Select every line containing the word "screenshot" from the material, and copy those lines.

***

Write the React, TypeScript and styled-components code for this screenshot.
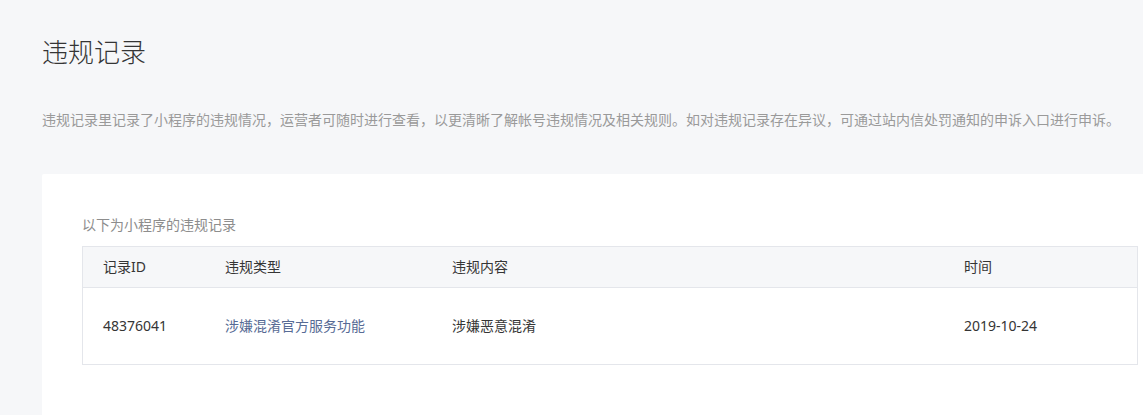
import { FC } from "react";
import styled, { createGlobalStyle } from "styled-components";

type TRecord = {
  id: string;
  type: string;
  content: string;
  date: string;
};

const records: TRecord[] = [
  {
    id: "48376041",
    type: "涉嫌混淆官方服务功能",
    content: "涉嫌恶意混淆",
    date: "2019-10-24",
  },
];

const GlobalStyle = createGlobalStyle`
  html, body {
    margin: 0;
    padding: 0;
    background: #f6f7f9;
    overflow: hidden;
  }
  body {
    font-family: "Noto Sans", "Noto Sans CJK SC", sans-serif;
    color: #353535;
  }
`;

const App: FC = () => {
  return (
    <>
      <GlobalStyle />
      <Page>
        <Title>违规记录</Title>
        <Desc>
          违规记录里记录了小程序的违规情况，运营者可随时进行查看，以更清晰了解帐号违规情况及相关规则。如对违规记录存在异议，可通过站内信处罚通知的申诉入口进行申诉。
        </Desc>
        <Card>
          <Label>以下为小程序的违规记录</Label>
          <Table>
            <HeadRow>
              <Cell>记录ID</Cell>
              <Cell>违规类型</Cell>
              <Cell>违规内容</Cell>
              <Cell>时间</Cell>
            </HeadRow>
            {records.map((r) => (
              <BodyRow key={r.id}>
                <Cell>{r.id}</Cell>
                <Cell>
                  <Link href="#">{r.type}</Link>
                </Cell>
                <Cell>{r.content}</Cell>
                <Cell>{r.date}</Cell>
              </BodyRow>
            ))}
          </Table>
        </Card>
      </Page>
    </>
  );
};

export default App;

const Page = styled.div`
  display: flex;
  flex-direction: column;
  padding: 34px 0 0 42px;
  width: 1136px;
`;

const Title = styled.h1`
  margin: 0;
  font-size: 26px;
  line-height: 36px;
  font-weight: 300;
  color: #353535;
`;

const Desc = styled.p`
  margin: 40px 0 0;
  font-size: 14px;
  line-height: 20px;
  color: #9a9a9a;
  white-space: nowrap;
`;

const Card = styled.div`
  display: flex;
  flex-direction: column;
  margin-top: 44px;
  padding: 41px 40px 60px;
  background: #ffffff;
  border-radius: 2px;
`;

const Label = styled.div`
  font-size: 14px;
  line-height: 20px;
  color: #8d8d8d;
`;

const Table = styled.div`
  display: flex;
  flex-direction: column;
  margin-top: 11px;
  border: 1px solid #e4e6eb;
`;

const Row = styled.div`
  display: grid;
  grid-template-columns: 122px 227px 512px 1fr;
  align-items: center;
`;

const HeadRow = styled(Row)`
  height: 40px;
  background: #f6f7f9;
  border-bottom: 1px solid #e4e6eb;
`;

const BodyRow = styled(Row)`
  height: 76px;
`;

const Cell = styled.div`
  padding-left: 20px;
  font-size: 14px;
  line-height: 20px;
  color: #353535;
`;

const Link = styled.a`
  color: #576b95;
  text-decoration: none;
`;
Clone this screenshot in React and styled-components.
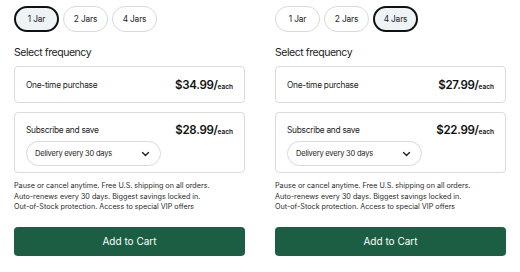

***

* _EXPECTED ANSWER_
Write the React, TypeScript and styled-components code for this screenshot.
Clone this screenshot in React and styled-components.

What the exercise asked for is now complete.